The most creativity will be needed in the talks between Israel and the Jordanian-Palestinian delegation. Israel and Palestine are one land claimed with fierce conviction by two peoples. Although the mainstream PLO has accepted the proposition that two states can live side by side-with Palestine in the current occupied territories– both Arab and Israeli hard-liners maintain that legitimizing one strips legitimacy from the other. Academics and senior government officials in the Mideast have been mulling this riddle for years. Gidon Gottlieb, a fellow at the Council on Foreign Relations, has tried to find some common ground between these views. Gottlieb’s own word for what he and others are trying to do is “deconstruct” the notions of sovereignty, self-determination and statehood, in order to bypass some of the semantic hurdles that have become enormous obstacles. His suggestions build on much of the quiet, creative thinking that has gone on over the last few years-ideas that just might meet the demands, if not the desires, of all sides:

Israel would no longer rule the 1.7 million Palestinian Arabs in the West Bank and Gaza. Administration officials believe the Shamir government is eager to give the Palestinians some responsibility for administering the territories-as long as these arrangements don’t commit Israel to actually surrendering any of the land.

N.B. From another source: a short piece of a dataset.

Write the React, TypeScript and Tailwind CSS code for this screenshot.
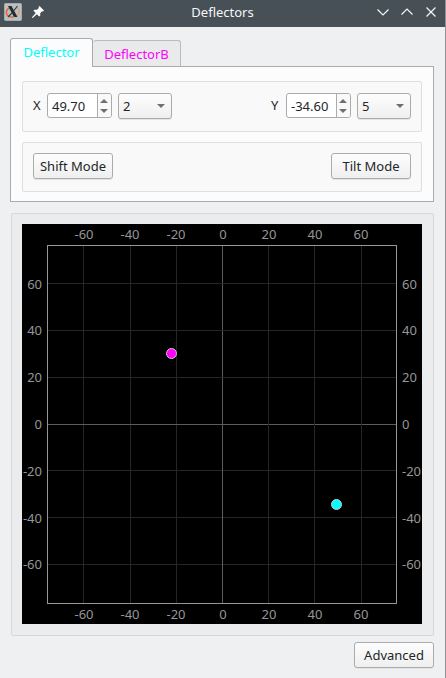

Jordan, the Palestinians and perhaps Israel as well would form a confederation. Both Yasir Arafat and Yossi Ben-Aharon (Shamir’s hard-line chief of staff and a Madrid delegate) have embraced this idea in the past. A more plausible confederation: between Jordan and the Palestinians.

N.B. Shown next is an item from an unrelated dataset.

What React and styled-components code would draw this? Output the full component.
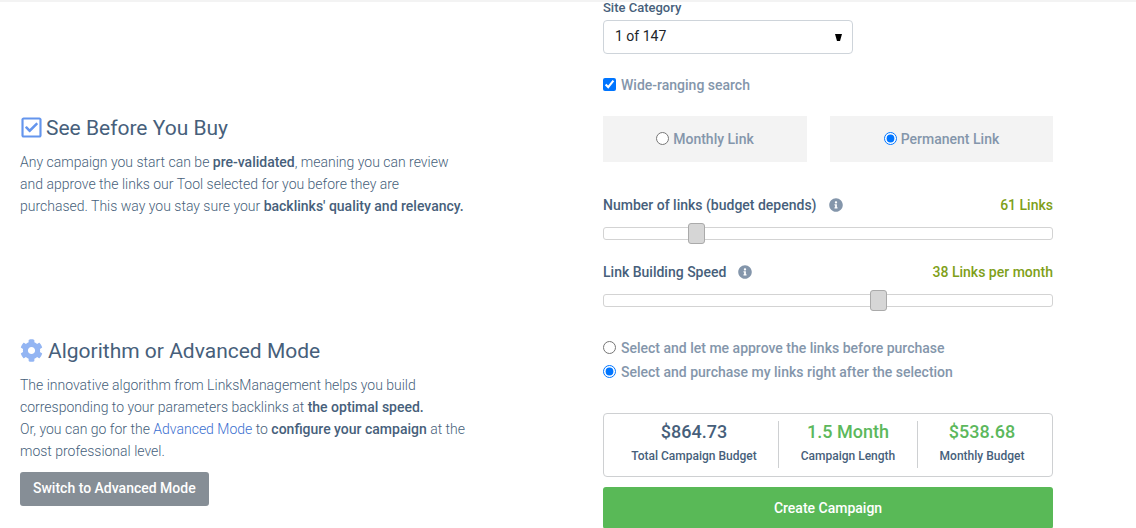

While Palestinians exiled from their homes by the 1948 war would not be allowed to return to them, they could be offered compensation. A dual system of passports for Palestinian “nationals,” as distinct from “citizens” who are resident in the territories, might be arranged.

One of Israel’s strongest reasons for holding onto the West Bank has been military security. A peace settlement would lessen those worries, but agreements would have to allow Israeli troops to be stationed and to patrol in certain areas. Arafat, in the past, has said he would agree to “every conceivable condition to guarantee Israel’s security” in the context of an overall settlement.

Jerusalem, the most difficult question, would be left to last. But, given a working “confederation” among Jordan, the Palestinians and Israel, it could become a “capital district” for all three.

Such plans-as flawed and implausible as they seem at first-have a special relevance today, when the whole concept of fixed borders and nation-states is changing. A dozen years ago, when the Camp David accords first broached the issue of Palestinian “autonomy,” the idea seemed a miserly substitute for the dream of an independent state. But with the unification of Germany, the breakup of the Soviet empire and the dissolution of Yugoslavia, notions of autonomy, independence and self-determination have begun to appear as part of a spectrum, where the lines of demarcation are no longer absolute.

The Baker-designed process is meant to leave the way open to experimentation with such ideas. Based on the Camp David model, the negotiations are supposed to set up a five-year regime of limited self-government in the occupied territories (minus the “autonomy” buzzword at this point). Only in the third year would talks begin about final status. Says a senior Baker aide, “What appears impossible today may seem like a meaningful and practical solution tomorrow.”

Some Israelis believe an interim agreement might mean that existing Israeli settlements might not have to be removed. Amiram Goldblum, a Peace Now spokesman, argues that “In Estonia, the population includes 50 percent Russian settlers, but Estonia has achieved independence.” But American, moderate Arab and many Israeli officials recognize that if the Likud government continues building at the present pace, the Palestinians and Arab states will believe Israel is simply using the period as cover while paving over the West Bank.

The settlements may yet spark a new confrontation between Bush and Shamir. Israel’s request to Congress for $10 billion worth of loan guarantees for immigrant-resettlement costs was deferred, at Bush’s insistence, until early 1992. Administration sources say the White House is working on a plan that would support granting the guarantees, so long as the legislation stipulated that any money Israel spent to build new settlements would be deducted from the U.S. amount. The formula for assessing building costs remains to be worked out-but if the true costs (including roads, sewers, administration costs and mortgage loan subsidies) were deducted, the $10 billion would rapidly disappear. Such a formula, therefore, could be a powerful club.

At the same time, administration officials warn that the Arab states and Palestinians are going to have to be flexible, too. “The danger is, the Arabs are all expecting us to deliver Israel,” said a senior U.S. official. “If they think that relieves them of the responsibility to be creative and forthcoming, the talks could founder. We can’t deliver Israel–and certainly not in the absence of public support here and in Israel itself. Unless the Arabs also produce, we won’t have that public support.” The meeting in Madrid only makes peace possible. To make peace real, all sides will have to delve deeply–and dangerously–into details.